REQUIRED WORK: What follows is a listing; restate every line of it word for word.

MATERIAL PROVIDED:
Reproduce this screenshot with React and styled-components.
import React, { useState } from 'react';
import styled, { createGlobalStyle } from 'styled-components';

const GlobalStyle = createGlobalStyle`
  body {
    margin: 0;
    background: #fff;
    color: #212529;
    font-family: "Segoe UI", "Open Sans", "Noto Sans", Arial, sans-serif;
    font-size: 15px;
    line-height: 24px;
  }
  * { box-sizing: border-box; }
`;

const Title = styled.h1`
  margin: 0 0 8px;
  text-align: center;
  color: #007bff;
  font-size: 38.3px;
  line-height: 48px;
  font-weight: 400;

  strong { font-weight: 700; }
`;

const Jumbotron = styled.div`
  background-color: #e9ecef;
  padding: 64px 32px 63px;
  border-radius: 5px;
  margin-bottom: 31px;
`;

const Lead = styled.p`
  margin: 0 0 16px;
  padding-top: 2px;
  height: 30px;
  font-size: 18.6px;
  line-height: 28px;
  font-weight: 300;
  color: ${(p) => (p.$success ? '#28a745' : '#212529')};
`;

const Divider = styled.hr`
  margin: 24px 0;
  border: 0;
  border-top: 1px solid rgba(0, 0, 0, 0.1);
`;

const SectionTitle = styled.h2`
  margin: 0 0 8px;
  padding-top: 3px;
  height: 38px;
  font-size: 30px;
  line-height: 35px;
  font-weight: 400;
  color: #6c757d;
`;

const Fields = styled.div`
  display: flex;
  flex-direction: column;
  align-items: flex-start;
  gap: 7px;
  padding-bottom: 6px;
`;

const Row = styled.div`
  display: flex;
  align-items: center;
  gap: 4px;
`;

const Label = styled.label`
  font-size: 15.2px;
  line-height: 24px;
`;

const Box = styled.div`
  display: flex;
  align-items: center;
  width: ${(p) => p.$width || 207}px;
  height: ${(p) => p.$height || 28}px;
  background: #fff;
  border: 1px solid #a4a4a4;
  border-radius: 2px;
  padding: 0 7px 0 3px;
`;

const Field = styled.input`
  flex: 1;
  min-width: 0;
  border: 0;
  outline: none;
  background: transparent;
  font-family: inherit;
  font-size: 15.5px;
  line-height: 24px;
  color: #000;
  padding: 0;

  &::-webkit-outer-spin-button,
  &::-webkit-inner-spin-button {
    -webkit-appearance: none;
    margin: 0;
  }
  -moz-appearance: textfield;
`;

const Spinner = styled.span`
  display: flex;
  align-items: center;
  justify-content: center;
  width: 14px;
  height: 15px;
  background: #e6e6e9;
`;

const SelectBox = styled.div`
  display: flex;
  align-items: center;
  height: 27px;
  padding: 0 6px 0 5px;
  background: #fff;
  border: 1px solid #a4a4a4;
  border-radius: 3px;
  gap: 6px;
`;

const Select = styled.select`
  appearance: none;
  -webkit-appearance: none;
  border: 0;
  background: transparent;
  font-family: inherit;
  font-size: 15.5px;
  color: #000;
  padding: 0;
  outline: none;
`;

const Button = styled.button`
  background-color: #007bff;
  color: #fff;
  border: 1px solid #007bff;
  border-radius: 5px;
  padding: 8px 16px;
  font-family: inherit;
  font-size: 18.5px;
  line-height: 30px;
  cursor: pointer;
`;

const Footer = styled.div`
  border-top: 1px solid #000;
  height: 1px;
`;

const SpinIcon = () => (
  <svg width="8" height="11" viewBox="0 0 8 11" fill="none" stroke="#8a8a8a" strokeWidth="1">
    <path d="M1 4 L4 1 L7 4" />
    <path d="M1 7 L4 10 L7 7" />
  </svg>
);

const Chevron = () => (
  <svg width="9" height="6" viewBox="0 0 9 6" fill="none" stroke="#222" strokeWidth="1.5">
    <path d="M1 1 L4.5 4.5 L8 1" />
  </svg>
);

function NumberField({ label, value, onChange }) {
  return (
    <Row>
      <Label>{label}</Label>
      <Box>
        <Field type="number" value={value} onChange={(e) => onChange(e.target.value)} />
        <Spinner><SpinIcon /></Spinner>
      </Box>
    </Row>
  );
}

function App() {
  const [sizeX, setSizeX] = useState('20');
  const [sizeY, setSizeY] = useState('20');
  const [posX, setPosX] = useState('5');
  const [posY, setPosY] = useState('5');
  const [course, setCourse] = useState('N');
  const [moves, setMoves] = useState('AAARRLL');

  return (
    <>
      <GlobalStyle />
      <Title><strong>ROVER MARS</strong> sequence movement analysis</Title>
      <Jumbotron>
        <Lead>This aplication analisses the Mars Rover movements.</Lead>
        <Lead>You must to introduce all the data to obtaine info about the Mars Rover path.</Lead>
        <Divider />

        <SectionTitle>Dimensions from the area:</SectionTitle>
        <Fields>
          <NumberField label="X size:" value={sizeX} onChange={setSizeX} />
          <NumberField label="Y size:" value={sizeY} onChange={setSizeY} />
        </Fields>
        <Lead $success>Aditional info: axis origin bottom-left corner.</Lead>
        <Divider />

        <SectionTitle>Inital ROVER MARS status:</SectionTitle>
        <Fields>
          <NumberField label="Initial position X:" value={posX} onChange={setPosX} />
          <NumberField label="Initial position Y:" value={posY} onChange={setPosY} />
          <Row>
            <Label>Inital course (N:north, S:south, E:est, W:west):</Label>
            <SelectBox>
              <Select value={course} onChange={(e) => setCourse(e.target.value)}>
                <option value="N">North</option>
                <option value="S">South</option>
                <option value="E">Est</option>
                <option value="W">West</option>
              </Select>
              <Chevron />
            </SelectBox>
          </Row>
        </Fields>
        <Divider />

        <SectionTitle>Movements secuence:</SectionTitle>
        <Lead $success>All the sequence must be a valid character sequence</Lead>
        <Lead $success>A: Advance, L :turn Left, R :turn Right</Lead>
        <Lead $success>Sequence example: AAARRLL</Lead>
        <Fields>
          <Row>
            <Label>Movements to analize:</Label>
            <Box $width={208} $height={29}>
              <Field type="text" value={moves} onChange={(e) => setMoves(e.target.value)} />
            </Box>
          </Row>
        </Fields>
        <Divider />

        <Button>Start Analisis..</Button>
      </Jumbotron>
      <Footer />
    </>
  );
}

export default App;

SOLVED EXERCISE:
Reproduce this screenshot with React and styled-components.
import React, { useState } from 'react';
import styled, { createGlobalStyle } from 'styled-components';

const GlobalStyle = createGlobalStyle`
  body {
    margin: 0;
    background: #fff;
    color: #212529;
    font-family: "Segoe UI", "Open Sans", "Noto Sans", Arial, sans-serif;
    font-size: 15px;
    line-height: 24px;
  }
  * { box-sizing: border-box; }
`;

const Title = styled.h1`
  margin: 0 0 8px;
  text-align: center;
  color: #007bff;
  font-size: 38.3px;
  line-height: 48px;
  font-weight: 400;

  strong { font-weight: 700; }
`;

const Jumbotron = styled.div`
  background-color: #e9ecef;
  padding: 64px 32px 63px;
  border-radius: 5px;
  margin-bottom: 31px;
`;

const Lead = styled.p`
  margin: 0 0 16px;
  padding-top: 2px;
  height: 30px;
  font-size: 18.6px;
  line-height: 28px;
  font-weight: 300;
  color: ${(p) => (p.$success ? '#28a745' : '#212529')};
`;

const Divider = styled.hr`
  margin: 24px 0;
  border: 0;
  border-top: 1px solid rgba(0, 0, 0, 0.1);
`;

const SectionTitle = styled.h2`
  margin: 0 0 8px;
  padding-top: 3px;
  height: 38px;
  font-size: 30px;
  line-height: 35px;
  font-weight: 400;
  color: #6c757d;
`;

const Fields = styled.div`
  display: flex;
  flex-direction: column;
  align-items: flex-start;
  gap: 7px;
  padding-bottom: 6px;
`;

const Row = styled.div`
  display: flex;
  align-items: center;
  gap: 4px;
`;

const Label = styled.label`
  font-size: 15.2px;
  line-height: 24px;
`;

const Box = styled.div`
  display: flex;
  align-items: center;
  width: ${(p) => p.$width || 207}px;
  height: ${(p) => p.$height || 28}px;
  background: #fff;
  border: 1px solid #a4a4a4;
  border-radius: 2px;
  padding: 0 7px 0 3px;
`;

const Field = styled.input`
  flex: 1;
  min-width: 0;
  border: 0;
  outline: none;
  background: transparent;
  font-family: inherit;
  font-size: 15.5px;
  line-height: 24px;
  color: #000;
  padding: 0;

  &::-webkit-outer-spin-button,
  &::-webkit-inner-spin-button {
    -webkit-appearance: none;
    margin: 0;
  }
  -moz-appearance: textfield;
`;

const Spinner = styled.span`
  display: flex;
  align-items: center;
  justify-content: center;
  width: 14px;
  height: 15px;
  background: #e6e6e9;
`;

const SelectBox = styled.div`
  display: flex;
  align-items: center;
  height: 27px;
  padding: 0 6px 0 5px;
  background: #fff;
  border: 1px solid #a4a4a4;
  border-radius: 3px;
  gap: 6px;
`;

const Select = styled.select`
  appearance: none;
  -webkit-appearance: none;
  border: 0;
  background: transparent;
  font-family: inherit;
  font-size: 15.5px;
  color: #000;
  padding: 0;
  outline: none;
`;

const Button = styled.button`
  background-color: #007bff;
  color: #fff;
  border: 1px solid #007bff;
  border-radius: 5px;
  padding: 8px 16px;
  font-family: inherit;
  font-size: 18.5px;
  line-height: 30px;
  cursor: pointer;
`;

const Footer = styled.div`
  border-top: 1px solid #000;
  height: 1px;
`;

const SpinIcon = () => (
  <svg width="8" height="11" viewBox="0 0 8 11" fill="none" stroke="#8a8a8a" strokeWidth="1">
    <path d="M1 4 L4 1 L7 4" />
    <path d="M1 7 L4 10 L7 7" />
  </svg>
);

const Chevron = () => (
  <svg width="9" height="6" viewBox="0 0 9 6" fill="none" stroke="#222" strokeWidth="1.5">
    <path d="M1 1 L4.5 4.5 L8 1" />
  </svg>
);

function NumberField({ label, value, onChange }) {
  return (
    <Row>
      <Label>{label}</Label>
      <Box>
        <Field type="number" value={value} onChange={(e) => onChange(e.target.value)} />
        <Spinner><SpinIcon /></Spinner>
      </Box>
    </Row>
  );
}

function App() {
  const [sizeX, setSizeX] = useState('20');
  const [sizeY, setSizeY] = useState('20');
  const [posX, setPosX] = useState('5');
  const [posY, setPosY] = useState('5');
  const [course, setCourse] = useState('N');
  const [moves, setMoves] = useState('AAARRLL');

  return (
    <>
      <GlobalStyle />
      <Title><strong>ROVER MARS</strong> sequence movement analysis</Title>
      <Jumbotron>
        <Lead>This aplication analisses the Mars Rover movements.</Lead>
        <Lead>You must to introduce all the data to obtaine info about the Mars Rover path.</Lead>
        <Divider />

        <SectionTitle>Dimensions from the area:</SectionTitle>
        <Fields>
          <NumberField label="X size:" value={sizeX} onChange={setSizeX} />
          <NumberField label="Y size:" value={sizeY} onChange={setSizeY} />
        </Fields>
        <Lead $success>Aditional info: axis origin bottom-left corner.</Lead>
        <Divider />

        <SectionTitle>Inital ROVER MARS status:</SectionTitle>
        <Fields>
          <NumberField label="Initial position X:" value={posX} onChange={setPosX} />
          <NumberField label="Initial position Y:" value={posY} onChange={setPosY} />
          <Row>
            <Label>Inital course (N:north, S:south, E:est, W:west):</Label>
            <SelectBox>
              <Select value={course} onChange={(e) => setCourse(e.target.value)}>
                <option value="N">North</option>
                <option value="S">South</option>
                <option value="E">Est</option>
                <option value="W">West</option>
              </Select>
              <Chevron />
            </SelectBox>
          </Row>
        </Fields>
        <Divider />

        <SectionTitle>Movements secuence:</SectionTitle>
        <Lead $success>All the sequence must be a valid character sequence</Lead>
        <Lead $success>A: Advance, L :turn Left, R :turn Right</Lead>
        <Lead $success>Sequence example: AAARRLL</Lead>
        <Fields>
          <Row>
            <Label>Movements to analize:</Label>
            <Box $width={208} $height={29}>
              <Field type="text" value={moves} onChange={(e) => setMoves(e.target.value)} />
            </Box>
          </Row>
        </Fields>
        <Divider />

        <Button>Start Analisis..</Button>
      </Jumbotron>
      <Footer />
    </>
  );
}

export default App;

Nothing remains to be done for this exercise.